Work to be completed>
Leaving the pictures aside, transcribe every line below exactly.
--------------------
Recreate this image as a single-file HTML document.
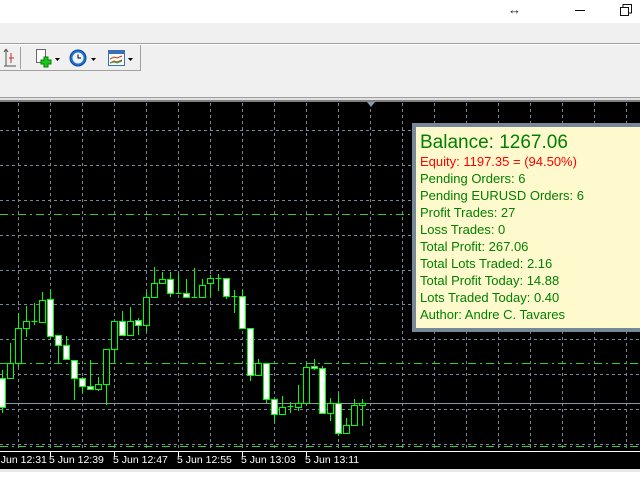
<!DOCTYPE html>
<html><head><meta charset="utf-8"><style>
body{margin:0;width:640px;height:480px;overflow:hidden;background:#fff;font-family:"Liberation Sans",sans-serif;position:relative}
.a{position:absolute}
</style></head><body>
<div class="a" style="left:0;top:0;width:640px;height:23px;background:#fff"></div>
<div class="a" style="left:508px;top:2px;font-size:13px;color:#222">&#8596;</div>
<div class="a" style="left:575px;top:10px;width:10px;height:1px;background:#111"></div>
<svg class="a" style="left:619px;top:3px" width="14" height="14"><rect x="1.5" y="4.5" width="8" height="8" fill="none" stroke="#111"/><path d="M4 4.5V1.5H12.5V10H9.5" fill="none" stroke="#111"/></svg>
<div class="a" style="left:0;top:23px;width:640px;height:77px;background:#f0f0f0"></div>
<div class="a" style="left:0;top:43px;width:640px;height:1px;background:#a0a0a0"></div>
<div class="a" style="left:0;top:44px;width:640px;height:1px;background:#fff"></div>
<div class="a" style="left:0;top:45px;width:140px;height:25px;border-right:1px solid #a0a0a0;border-bottom:1px solid #a0a0a0"></div>
<div class="a" style="left:20px;top:47px;width:1px;height:22px;background:#a0a0a0"></div>
<svg class="a" style="left:0;top:45px" width="141" height="26">
<path d="M6 4V21H15M4 21H16M6 4L4 7M6 4L8 7" fill="none" stroke="#555" stroke-width="1"/>
<path d="M11 8V18M9 13H14" stroke="#c03020" stroke-width="1"/>
<rect x="36.5" y="4.5" width="9" height="13" fill="#fff" stroke="#666"/>
<path d="M44 12h4v3h3v4h-3v3h-4v-3h-3v-4h3z" fill="#19c819" stroke="#0a7a0a"/>
<path d="M55 13h5l-2.5 3z" fill="#000"/>
<circle cx="78" cy="13" r="8" fill="#1f6fd0" stroke="#0e4a9a"/>
<circle cx="78" cy="13" r="5.5" fill="#eef4ff"/>
<path d="M78 9.5V13H81" stroke="#000" fill="none"/>
<path d="M91 13h5l-2.5 3z" fill="#000"/>
<rect x="108.5" y="5.5" width="16" height="15" fill="#f8fbff" stroke="#3a6fb5"/>
<rect x="109" y="6" width="15" height="3" fill="#3a6fb5"/>
<path d="M110 14l4-2 3 1 5-2M110 18l4-2 3 1 5-2" fill="none" stroke="#c04010"/>
<path d="M110 18l4-1 3 1 5-2" fill="none" stroke="#30a030"/>
<path d="M128 13h5l-2.5 3z" fill="#000"/>
</svg>
<div class="a" style="left:0;top:97px;width:640px;height:1px;background:#a0a0a0"></div>
<div class="a" style="left:0;top:98px;width:640px;height:2px;background:#e0e0e0"></div>
<div class="a" style="left:0;top:100px;width:640px;height:369px;background:#000"></div>
<div class="a" style="left:0;top:469px;width:640px;height:3px;background:#e8e8e8"></div>
<svg class="a" style="left:0;top:100px" width="640" height="369">
<line x1="0" y1="1" x2="640" y2="1" stroke="#fff"/>
<g stroke="#778899" stroke-width="1" stroke-dasharray="3,3">
<path d="M18.5 3V351M50.5 3V351M82.5 3V351M114.5 3V351M146.5 3V351M178.5 3V351M210.5 3V351M242.5 3V351M274.5 3V351M306.5 3V351M338.5 3V351M370.5 3V351M402.5 3V351M434.5 3V351M466.5 3V351M498.5 3V351M530.5 3V351M562.5 3V351M594.5 3V351M626.5 3V351"/>
<path d="M0 30.5H640M0 65.5H640M0 100.5H640M0 135.5H640M0 170.5H640M0 204.5H640M0 239.5H640M0 274.5H640M0 309.5H640M0 344.5H640"/>
</g>
<g stroke="#32cd32" stroke-width="1" stroke-dasharray="8,4,2,4">
<path d="M0 114.5H640M0 263.5H640M0 346.5H640"/>
</g>
<line x1="0" y1="303.5" x2="640" y2="303.5" stroke="#8899aa"/>
<path d="M367 2h8l-4 5z" fill="#8899aa"/>
<line x1="0" y1="351.5" x2="640" y2="351.5" stroke="#fff"/>
<g stroke="#00ff00" stroke-width="1" id="c"></g>
<g fill="#fff" font-size="10.5" font-family="Liberation Sans,sans-serif">
<text x="-8" y="363">5 Jun 12:31</text><text x="49" y="363">5 Jun 12:39</text><text x="113" y="363">5 Jun 12:47</text><text x="177" y="363">5 Jun 12:55</text><text x="241" y="363">5 Jun 13:03</text><text x="305" y="363">5 Jun 13:11</text>
</g>
<path d="M50.5 352v4M114.5 352v4M178.5 352v4M242.5 352v4M306.5 352v4" stroke="#fff"/>
</svg>
<div class="a" style="left:412px;top:123px;width:236px;height:201px;border:4px solid #778899;background:#fffacd;color:#008000;font-size:13px;line-height:17px;padding:0 0 0 4px;box-sizing:content-box">
<div style="font-size:19px;line-height:20px;margin-top:6px">Balance: 1267.06</div>
<div style="color:#ff0000">Equity: 1197.35 = (94.50%)</div>
<div>Pending Orders: 6</div><div>Pending EURUSD Orders: 6</div><div>Profit Trades: 27</div><div>Loss Trades: 0</div><div>Total Profit: 267.06</div><div>Total Lots Traded: 2.16</div><div>Total Profit Today: 14.88</div><div>Lots Traded Today: 0.40</div><div>Author: Andre C. Tavares</div>
</div>
<script>
var d=[[2,378,407,370,413,1],[10,363,378,343,379,0],[18,328,363,313,367,0],[26,321,328,306,337,0],[34,321,321,303,325,0],[42,300,322,292,323,0],[50,299,336,289,337,1],[58,335,345,335,364,1],[66,345,359,336,359,1],[74,360,378,360,400,1],[82,378,386,377,393,1],[90,386,389,360,389,1],[98,384,389,377,391,0],[106,349,384,349,405,0],[114,321,349,321,363,0],[122,321,335,311,335,1],[130,321,335,307,336,0],[138,320,325,318,335,1],[146,297,325,292,332,0],[154,283,297,267,297,0],[162,279,283,272,284,0],[170,279,293,272,297,1],[178,293,293,274,294,0],[186,293,297,279,297,1],[194,297,297,268,297,0],[202,285,297,279,297,0],[210,278,283,275,297,0],[218,278,278,274,291,0],[226,278,296,278,299,1],[234,296,296,290,313,0],[242,296,328,290,328,1],[250,328,375,328,381,1],[258,363,375,359,375,0],[266,363,399,363,403,1],[274,399,414,399,422,1],[282,407,414,396,414,0],[290,406,406,402,413,0],[298,403,407,385,411,0],[306,367,403,363,405,0],[314,366,368,359,370,1],[322,368,413,366,413,1],[330,403,413,398,421,0],[338,403,433,393,436,1],[346,425,433,418,434,0],[354,405,425,399,425,0],[362,403,405,399,426,0]];
var s='';d.forEach(function(c){var x=c[0]+.5,o=100;s+='<line x1="'+x+'" x2="'+x+'" y1="'+(c[3]-o)+'" y2="'+(c[4]-o)+'"/>';
if(c[2]-c[1]<1)s+='<line x1="'+(x-3)+'" x2="'+(x+3)+'" y1="'+(c[1]-o+.5)+'" y2="'+(c[1]-o+.5)+'"/>';
else s+='<rect x="'+(x-3)+'" y="'+(c[1]-o+.5)+'" width="6" height="'+(c[2]-c[1])+'" fill="'+(c[5]?'#fff':'#000')+'" stroke="#00ff00"/>';});
document.getElementById('c').innerHTML=s;
</script>
</body></html>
--------------------
Task solution>
Recreate this image as a single-file HTML document.
<!DOCTYPE html>
<html><head><meta charset="utf-8"><style>
body{margin:0;width:640px;height:480px;overflow:hidden;background:#fff;font-family:"Liberation Sans",sans-serif;position:relative}
.a{position:absolute}
</style></head><body>
<div class="a" style="left:0;top:0;width:640px;height:23px;background:#fff"></div>
<div class="a" style="left:508px;top:2px;font-size:13px;color:#222">&#8596;</div>
<div class="a" style="left:575px;top:10px;width:10px;height:1px;background:#111"></div>
<svg class="a" style="left:619px;top:3px" width="14" height="14"><rect x="1.5" y="4.5" width="8" height="8" fill="none" stroke="#111"/><path d="M4 4.5V1.5H12.5V10H9.5" fill="none" stroke="#111"/></svg>
<div class="a" style="left:0;top:23px;width:640px;height:77px;background:#f0f0f0"></div>
<div class="a" style="left:0;top:43px;width:640px;height:1px;background:#a0a0a0"></div>
<div class="a" style="left:0;top:44px;width:640px;height:1px;background:#fff"></div>
<div class="a" style="left:0;top:45px;width:140px;height:25px;border-right:1px solid #a0a0a0;border-bottom:1px solid #a0a0a0"></div>
<div class="a" style="left:20px;top:47px;width:1px;height:22px;background:#a0a0a0"></div>
<svg class="a" style="left:0;top:45px" width="141" height="26">
<path d="M6 4V21H15M4 21H16M6 4L4 7M6 4L8 7" fill="none" stroke="#555" stroke-width="1"/>
<path d="M11 8V18M9 13H14" stroke="#c03020" stroke-width="1"/>
<rect x="36.5" y="4.5" width="9" height="13" fill="#fff" stroke="#666"/>
<path d="M44 12h4v3h3v4h-3v3h-4v-3h-3v-4h3z" fill="#19c819" stroke="#0a7a0a"/>
<path d="M55 13h5l-2.5 3z" fill="#000"/>
<circle cx="78" cy="13" r="8" fill="#1f6fd0" stroke="#0e4a9a"/>
<circle cx="78" cy="13" r="5.5" fill="#eef4ff"/>
<path d="M78 9.5V13H81" stroke="#000" fill="none"/>
<path d="M91 13h5l-2.5 3z" fill="#000"/>
<rect x="108.5" y="5.5" width="16" height="15" fill="#f8fbff" stroke="#3a6fb5"/>
<rect x="109" y="6" width="15" height="3" fill="#3a6fb5"/>
<path d="M110 14l4-2 3 1 5-2M110 18l4-2 3 1 5-2" fill="none" stroke="#c04010"/>
<path d="M110 18l4-1 3 1 5-2" fill="none" stroke="#30a030"/>
<path d="M128 13h5l-2.5 3z" fill="#000"/>
</svg>
<div class="a" style="left:0;top:97px;width:640px;height:1px;background:#a0a0a0"></div>
<div class="a" style="left:0;top:98px;width:640px;height:2px;background:#e0e0e0"></div>
<div class="a" style="left:0;top:100px;width:640px;height:369px;background:#000"></div>
<div class="a" style="left:0;top:469px;width:640px;height:3px;background:#e8e8e8"></div>
<svg class="a" style="left:0;top:100px" width="640" height="369">
<line x1="0" y1="1" x2="640" y2="1" stroke="#fff"/>
<g stroke="#778899" stroke-width="1" stroke-dasharray="3,3">
<path d="M18.5 3V351M50.5 3V351M82.5 3V351M114.5 3V351M146.5 3V351M178.5 3V351M210.5 3V351M242.5 3V351M274.5 3V351M306.5 3V351M338.5 3V351M370.5 3V351M402.5 3V351M434.5 3V351M466.5 3V351M498.5 3V351M530.5 3V351M562.5 3V351M594.5 3V351M626.5 3V351"/>
<path d="M0 30.5H640M0 65.5H640M0 100.5H640M0 135.5H640M0 170.5H640M0 204.5H640M0 239.5H640M0 274.5H640M0 309.5H640M0 344.5H640"/>
</g>
<g stroke="#32cd32" stroke-width="1" stroke-dasharray="8,4,2,4">
<path d="M0 114.5H640M0 263.5H640M0 346.5H640"/>
</g>
<line x1="0" y1="303.5" x2="640" y2="303.5" stroke="#8899aa"/>
<path d="M367 2h8l-4 5z" fill="#8899aa"/>
<line x1="0" y1="351.5" x2="640" y2="351.5" stroke="#fff"/>
<g stroke="#00ff00" stroke-width="1" id="c"></g>
<g fill="#fff" font-size="10.5" font-family="Liberation Sans,sans-serif">
<text x="-8" y="363">5 Jun 12:31</text><text x="49" y="363">5 Jun 12:39</text><text x="113" y="363">5 Jun 12:47</text><text x="177" y="363">5 Jun 12:55</text><text x="241" y="363">5 Jun 13:03</text><text x="305" y="363">5 Jun 13:11</text>
</g>
<path d="M50.5 352v4M114.5 352v4M178.5 352v4M242.5 352v4M306.5 352v4" stroke="#fff"/>
</svg>
<div class="a" style="left:412px;top:123px;width:236px;height:201px;border:4px solid #778899;background:#fffacd;color:#008000;font-size:13px;line-height:17px;padding:0 0 0 4px;box-sizing:content-box">
<div style="font-size:19px;line-height:20px;margin-top:6px">Balance: 1267.06</div>
<div style="color:#ff0000">Equity: 1197.35 = (94.50%)</div>
<div>Pending Orders: 6</div><div>Pending EURUSD Orders: 6</div><div>Profit Trades: 27</div><div>Loss Trades: 0</div><div>Total Profit: 267.06</div><div>Total Lots Traded: 2.16</div><div>Total Profit Today: 14.88</div><div>Lots Traded Today: 0.40</div><div>Author: Andre C. Tavares</div>
</div>
<script>
var d=[[2,378,407,370,413,1],[10,363,378,343,379,0],[18,328,363,313,367,0],[26,321,328,306,337,0],[34,321,321,303,325,0],[42,300,322,292,323,0],[50,299,336,289,337,1],[58,335,345,335,364,1],[66,345,359,336,359,1],[74,360,378,360,400,1],[82,378,386,377,393,1],[90,386,389,360,389,1],[98,384,389,377,391,0],[106,349,384,349,405,0],[114,321,349,321,363,0],[122,321,335,311,335,1],[130,321,335,307,336,0],[138,320,325,318,335,1],[146,297,325,292,332,0],[154,283,297,267,297,0],[162,279,283,272,284,0],[170,279,293,272,297,1],[178,293,293,274,294,0],[186,293,297,279,297,1],[194,297,297,268,297,0],[202,285,297,279,297,0],[210,278,283,275,297,0],[218,278,278,274,291,0],[226,278,296,278,299,1],[234,296,296,290,313,0],[242,296,328,290,328,1],[250,328,375,328,381,1],[258,363,375,359,375,0],[266,363,399,363,403,1],[274,399,414,399,422,1],[282,407,414,396,414,0],[290,406,406,402,413,0],[298,403,407,385,411,0],[306,367,403,363,405,0],[314,366,368,359,370,1],[322,368,413,366,413,1],[330,403,413,398,421,0],[338,403,433,393,436,1],[346,425,433,418,434,0],[354,405,425,399,425,0],[362,403,405,399,426,0]];
var s='';d.forEach(function(c){var x=c[0]+.5,o=100;s+='<line x1="'+x+'" x2="'+x+'" y1="'+(c[3]-o)+'" y2="'+(c[4]-o)+'"/>';
if(c[2]-c[1]<1)s+='<line x1="'+(x-3)+'" x2="'+(x+3)+'" y1="'+(c[1]-o+.5)+'" y2="'+(c[1]-o+.5)+'"/>';
else s+='<rect x="'+(x-3)+'" y="'+(c[1]-o+.5)+'" width="6" height="'+(c[2]-c[1])+'" fill="'+(c[5]?'#fff':'#000')+'" stroke="#00ff00"/>';});
document.getElementById('c').innerHTML=s;
</script>
</body></html>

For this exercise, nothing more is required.